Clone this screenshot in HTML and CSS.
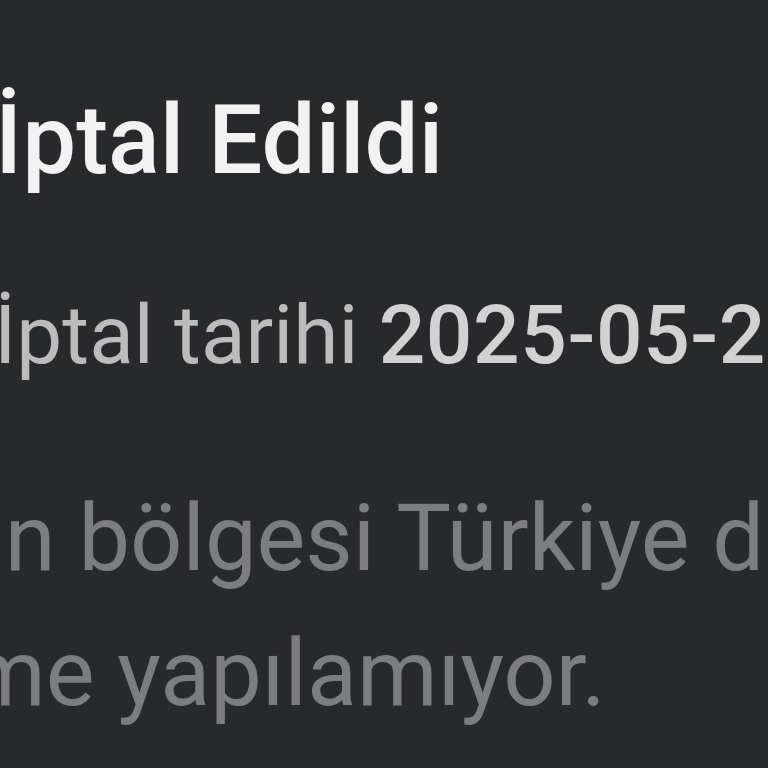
FILE: index.html
```html
<!DOCTYPE html>
<html lang="tr">
<head>
<meta charset="utf-8">
<title>İptal Edildi</title>
<link rel="stylesheet" href="styles.css">
</head>
<body>
<div class="card">
  <h1 class="title">İptal Edildi</h1>
  <p class="meta">İptal tarihi <span class="date">2025-05-21</span></p>
  <p class="desc">
    <span class="line first"><span class="cut">Hesab</span>ın bölgesi Türkiye dışında olduğu için</span>
    <span class="line second"><span class="cut">yenile</span>me yapılamıyor.</span>
  </p>
</div>
</body>
</html>
```
FILE: styles.css
```css
html, body {
  margin: 0;
  padding: 0;
  background: #28292d;
  overflow: hidden;
  width: 768px;
  height: 768px;
}
.card {
  font-family: Roboto, "Noto Sans", sans-serif;
  padding-top: 80px;
  white-space: nowrap;
}
.title {
  margin: 0 0 0 -5px;
  font-size: 96px;
  line-height: 120px;
  font-weight: 500;
  color: #f2f2f2;
}
.meta {
  margin: 86px 0 0 -6px;
  font-size: 82px;
  line-height: 98px;
  font-weight: 400;
  color: #bcbcbd;
}
.date {
  font-weight: 500;
  color: #d2d2d3;
  letter-spacing: 0.6px;
}
.desc {
  margin: 87px 0 0 0;
  font-size: 92px;
  line-height: 135px;
  font-weight: 400;
  color: #7c7d80;
}
.line {
  display: block;
}
.first {
  margin-left: -18px;
}
.second {
  margin-left: -35px;
}
.cut {
  display: inline-block;
  width: 0;
  direction: rtl;
}
```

§ GOAL:
Leave the images out and output the remaining material exactly as it stands.

§ RESULT FOR THIS TASK:
Clone this screenshot in HTML and CSS.
FILE: index.html
```html
<!DOCTYPE html>
<html lang="tr">
<head>
<meta charset="utf-8">
<title>İptal Edildi</title>
<link rel="stylesheet" href="styles.css">
</head>
<body>
<div class="card">
  <h1 class="title">İptal Edildi</h1>
  <p class="meta">İptal tarihi <span class="date">2025-05-21</span></p>
  <p class="desc">
    <span class="line first"><span class="cut">Hesab</span>ın bölgesi Türkiye dışında olduğu için</span>
    <span class="line second"><span class="cut">yenile</span>me yapılamıyor.</span>
  </p>
</div>
</body>
</html>
```
FILE: styles.css
```css
html, body {
  margin: 0;
  padding: 0;
  background: #28292d;
  overflow: hidden;
  width: 768px;
  height: 768px;
}
.card {
  font-family: Roboto, "Noto Sans", sans-serif;
  padding-top: 80px;
  white-space: nowrap;
}
.title {
  margin: 0 0 0 -5px;
  font-size: 96px;
  line-height: 120px;
  font-weight: 500;
  color: #f2f2f2;
}
.meta {
  margin: 86px 0 0 -6px;
  font-size: 82px;
  line-height: 98px;
  font-weight: 400;
  color: #bcbcbd;
}
.date {
  font-weight: 500;
  color: #d2d2d3;
  letter-spacing: 0.6px;
}
.desc {
  margin: 87px 0 0 0;
  font-size: 92px;
  line-height: 135px;
  font-weight: 400;
  color: #7c7d80;
}
.line {
  display: block;
}
.first {
  margin-left: -18px;
}
.second {
  margin-left: -35px;
}
.cut {
  display: inline-block;
  width: 0;
  direction: rtl;
}
```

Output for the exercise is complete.